Did you know that there are more than 7000 human languages in the world? Human knowledge, our history, and our culture is being captured across all of these languages (at different scales). But today, when we search by legacy keyword search techniques, we are only getting back information from the same language that has these keywords. In the new world of Neural Search, all of these words, regardless of language, are converted from “word space” into a shared “meaning space” (A lingua franca space, or more appropriately a significatio franca space). This means that regardless of the language your query is in, or the language(s) the target knowledge is in, the Neural Search Engine will always return the most relevant answer to your question.
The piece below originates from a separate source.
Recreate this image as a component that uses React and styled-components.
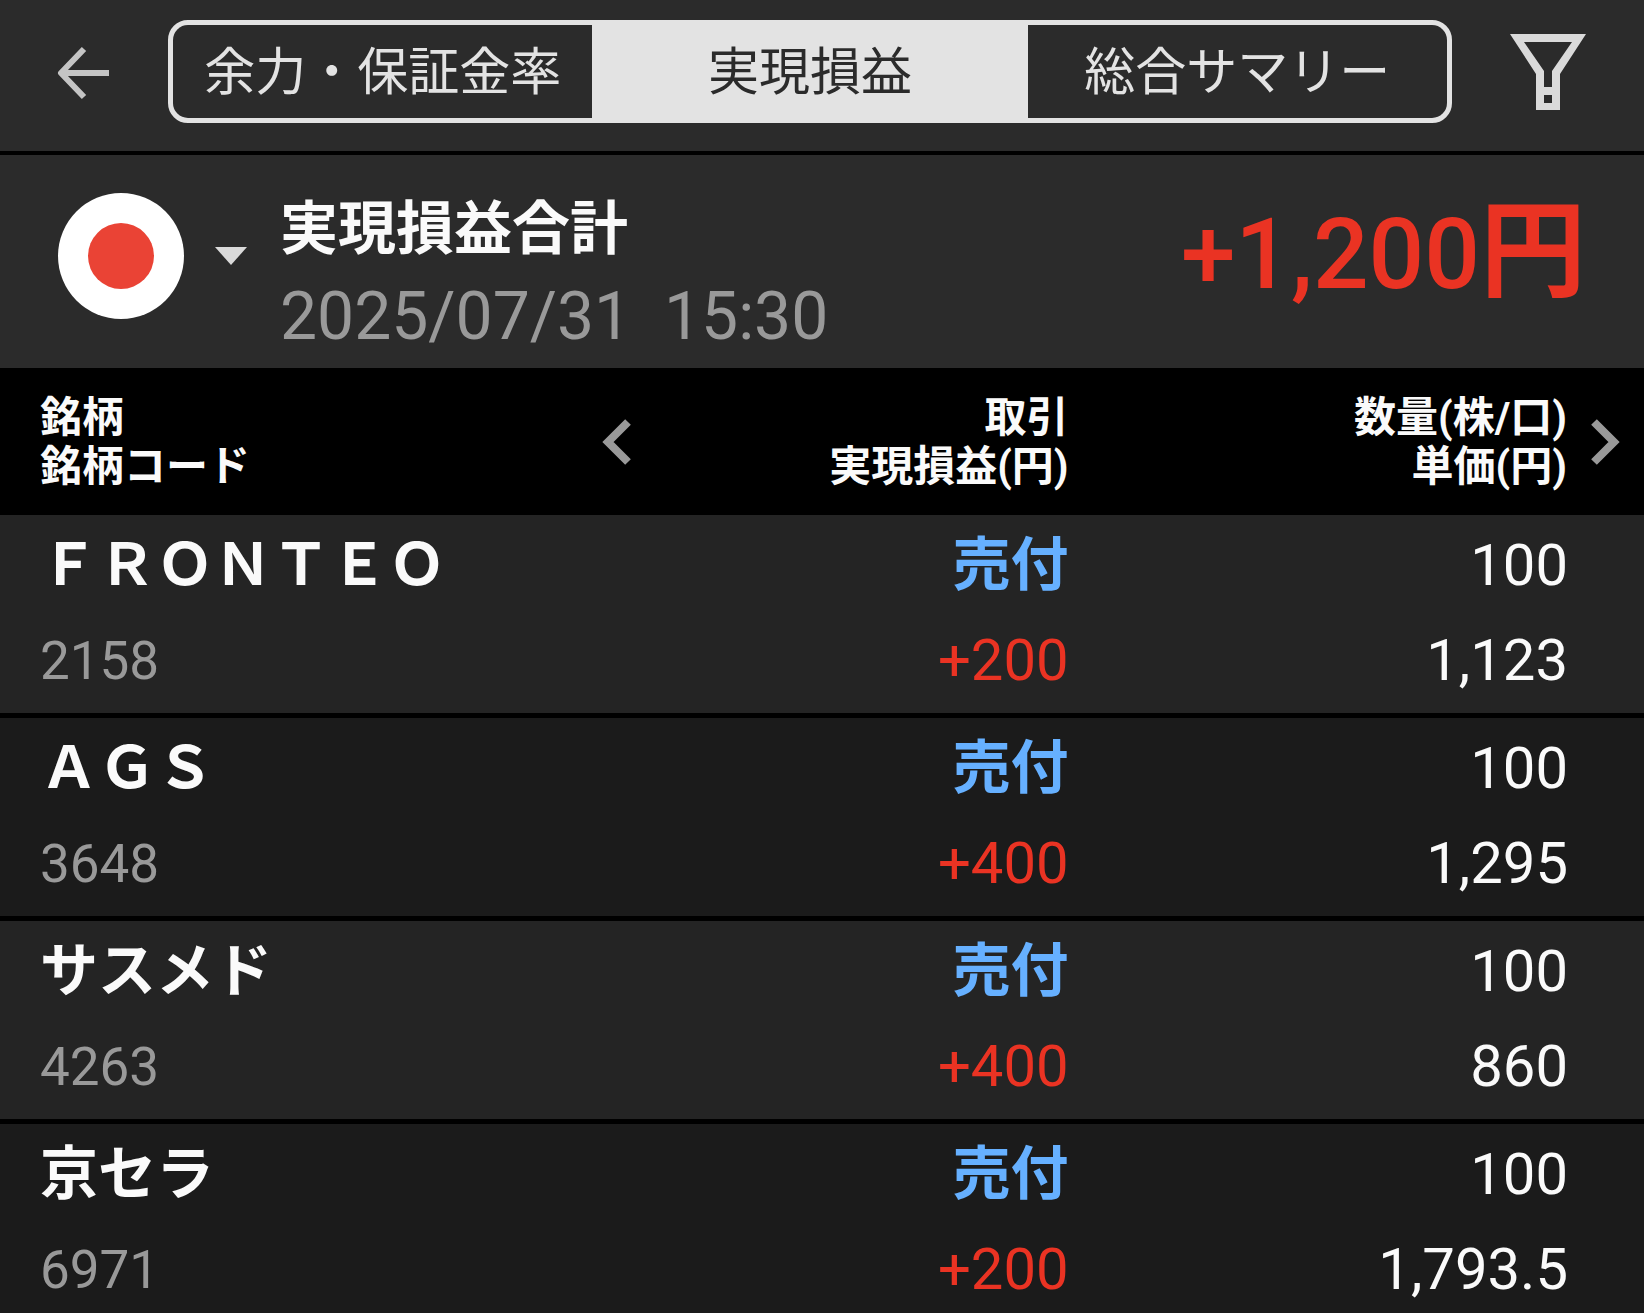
import React, { useState } from "react";
import styled, { createGlobalStyle } from "styled-components";

const GlobalStyle = createGlobalStyle`
  * {
    box-sizing: border-box;
  }

  body {
    margin: 0;
    background-color: #1b1b1b;
    color: #fafafa;
    font-family: Roboto, "Noto Sans CJK JP", sans-serif;
    font-kerning: none;
  }

  button {
    padding: 0;
    border: none;
    background: none;
    color: inherit;
    font: inherit;
    cursor: pointer;
  }

  svg {
    display: block;
  }
`;

const Screen = styled.main`
  display: flex;
  flex-direction: column;
  height: 100vh;
  overflow: hidden;
`;

const Header = styled.header`
  display: flex;
  align-items: center;
  gap: 58px;
  padding: 20px 58px 28px 56px;
  background-color: #2b2b2b;
  border-bottom: 4px solid #000;
`;

const IconButton = styled.button`
  display: flex;
  color: #c4c4c4;
`;

const Tabs = styled.nav`
  flex: 1;
  display: grid;
  grid-template-columns: repeat(3, 1fr);
  gap: 8px;
  height: 103px;
  overflow: hidden;
  border: 5px solid #e3e3e3;
  border-radius: 20px;
  background-color: #e3e3e3;
`;

const Tab = styled.button`
  padding-top: 2px;
  background-color: ${(props) => (props.$active ? "#e3e3e3" : "#2b2b2b")};
  color: ${(props) => (props.$active ? "#2b2b2b" : "#e3e3e3")};
  font-size: 51px;
  line-height: 91px;
  white-space: nowrap;
`;

const Summary = styled.section`
  display: flex;
  align-items: center;
  padding: 0 58px;
  background-color: #2b2b2b;
`;

const CountryButton = styled.button`
  display: flex;
  align-items: center;
  gap: 31px;
  margin: 0 33px 12px 0;
`;

const Flag = styled.span`
  display: grid;
  place-items: center;
  width: 126px;
  height: 126px;
  border-radius: 50%;
  background-color: #fff;

  &::after {
    content: "";
    width: 66px;
    height: 66px;
    border-radius: 50%;
    background-color: #ea4335;
  }
`;

const SummaryText = styled.div`
  flex: 1;
  padding: 36px 0 12px;
`;

const Title = styled.h1`
  margin: 0 0 10px;
  font-size: 58px;
  line-height: 76px;
  font-weight: 700;
`;

const DateTime = styled.time`
  display: block;
  color: #999;
  font-size: 66px;
  line-height: 79px;
  white-space: pre;
`;

const Amount = styled.div`
  margin-bottom: 16px;
  color: #ea3323;
  font-size: 98px;
  line-height: 120px;
  font-weight: 500;
`;

const Yen = styled.span`
  font-size: 106px;
  font-weight: 700;
`;

const List = styled.div`
  flex: 1;
  min-height: 0;
  overflow-y: auto;
  scrollbar-width: none;
`;

const Table = styled.table`
  width: 100%;
  table-layout: fixed;
  border-spacing: 0;
`;

const HeadCell = styled.th`
  width: ${(props) => props.$width};
  padding: ${(props) => props.$padding};
  background-color: #000;
  font-size: 42px;
  line-height: 49px;
  font-weight: 700;
  text-align: ${(props) => props.$align || "right"};
`;

const HeadInner = styled.div`
  display: flex;
  align-items: center;
  justify-content: ${(props) => props.$justify};
  gap: 24px;
`;

const PageButton = styled.button`
  color: #999;
`;

const Row = styled.tr`
  background-color: #242424;

  &:nth-child(even) {
    background-color: #1b1b1b;
  }
`;

const Cell = styled.td`
  padding: ${(props) => props.$padding};
  border-bottom: 5px solid #000;
  font-size: 58px;
  line-height: 95px;
  text-align: ${(props) => props.$align || "right"};
`;

const Line = styled.div`
  height: 95px;
  white-space: nowrap;
`;

const Name = styled(Line)`
  font-weight: 700;
`;

const Code = styled(Line)`
  color: #999;
  font-size: 53px;
  line-height: 97px;
`;

const Side = styled(Line)`
  color: #66b0ff;
  font-weight: 700;
`;

const Profit = styled(Line)`
  color: #ea3323;
`;

const tabs = ["余力・保証金率", "実現損益", "総合サマリー"];

// Latin names are listed in full-width letters
const trades = [
  { name: "\uFF26\uFF32\uFF2F\uFF2E\uFF34\uFF25\uFF2F", code: "2158", side: "売付", profit: "+200", qty: "100", price: "1,123" },
  { name: "\uFF21\uFF27\uFF33", code: "3648", side: "売付", profit: "+400", qty: "100", price: "1,295" },
  { name: "サスメド", code: "4263", side: "売付", profit: "+400", qty: "100", price: "860" },
  { name: "京セラ", code: "6971", side: "売付", profit: "+200", qty: "100", price: "1,793.5" },
];

const BackIcon = () => (
  <svg width="54" height="56" viewBox="0 0 54 56" fill="none" stroke="currentColor" strokeWidth="6">
    <path d="M53 29H6M28 5L5 29l23 24" strokeLinejoin="round" />
  </svg>
);

const FilterIcon = () => (
  <svg width="76" height="76" viewBox="0 0 76 76" fill="#dadada" fillRule="evenodd">
    <path d="M0 0H76L50 40V76H26V40ZM14 8L34 37V53H42V37L62 8ZM34 61V69H42V61Z" />
  </svg>
);

const Chevron = ({ right }) => (
  <svg width="29" height="46" viewBox="0 0 29 46" fill="none" stroke="currentColor" strokeWidth="8">
    <path d={right ? "M3 3l20 20L3 43" : "M26 3L6 23l20 20"} />
  </svg>
);

const App = () => {
  const [active, setActive] = useState(1);

  return (
    <Screen>
      <GlobalStyle />
      <Header>
        <IconButton aria-label="戻る">
          <BackIcon />
        </IconButton>
        <Tabs>
          {tabs.map((tab, i) => (
            <Tab key={tab} $active={i === active} onClick={() => setActive(i)}>
              {tab}
            </Tab>
          ))}
        </Tabs>
        <IconButton aria-label="絞り込み">
          <FilterIcon />
        </IconButton>
      </Header>

      <Summary>
        <CountryButton aria-label="日本">
          <Flag />
          <svg width="32" height="18" viewBox="0 0 32 18" fill="#dadada">
            <path d="M0 0H32L16 18Z" />
          </svg>
        </CountryButton>
        <SummaryText>
          <Title>実現損益合計</Title>
          <DateTime dateTime="2025-07-31T15:30">2025/07/31  15:30</DateTime>
        </SummaryText>
        <Amount>
          +1,200<Yen>円</Yen>
        </Amount>
      </Summary>

      <List>
        <Table>
          <thead>
            <tr>
              <HeadCell $width="36%" $padding="25px 0 24px 40px" $align="left">
                銘柄
                <br />
                銘柄コード
              </HeadCell>
              <HeadCell $width="29%" $padding="25px 0 24px 10px">
                <HeadInner $justify="space-between">
                  <PageButton aria-label="前の列">
                    <Chevron />
                  </PageButton>
                  <div>
                    取引
                    <br />
                    実現損益(円)
                  </div>
                </HeadInner>
              </HeadCell>
              <HeadCell $padding="25px 24px 24px 0">
                <HeadInner $justify="flex-end">
                  <div>
                    数量(株/口)
                    <br />
                    単価(円)
                  </div>
                  <PageButton aria-label="次の列">
                    <Chevron right />
                  </PageButton>
                </HeadInner>
              </HeadCell>
            </tr>
          </thead>
          <tbody>
            {trades.map((trade) => (
              <Row key={trade.code}>
                <Cell $padding="3px 0 5px 40px" $align="left">
                  <Name>{trade.name}</Name>
                  <Code>{trade.code}</Code>
                </Cell>
                <Cell $padding="3px 0 5px">
                  <Side>{trade.side}</Side>
                  <Profit>{trade.profit}</Profit>
                </Cell>
                <Cell $padding="3px 76px 5px 0">
                  <Line>{trade.qty}</Line>
                  <Line>{trade.price}</Line>
                </Cell>
              </Row>
            ))}
          </tbody>
        </Table>
      </List>
    </Screen>
  );
};

export default App;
For example, if I search in English for “How to cook the perfect paella?” the perfect recipe for that will most likely come from a Spanish source where the Paella dish was originally invented. Another example, if you are a global phone manufacturer, and one of your technicians in South Korea documented the perfect solution to a customer issue in Korean, the corresponding technician in Brazil who searches for that in Portuguese will still find that perfect answer.
In conclusion, Neural Search is the most effective way to do Semantic Search. We tried to fake Semantic Search via labourius hacks on top of Keyword Search, and that clearly was both suboptimal and expensive to achieve. Neural Search allows us to effectively search by the true essence, the true meaning, of the concepts we seek versus the keywords used to describe those concepts. Neural Search achieves significantly better search results, removes language as a barrier to seeking knowledge, and significantly reduces the costs of building and maintaining the next generation of search systems. Our mission at Vectara is to help the word find meaning. We started by enabling that through plug-n-play Neural Search, and we will be extending that to many other semantic capabilities in the future.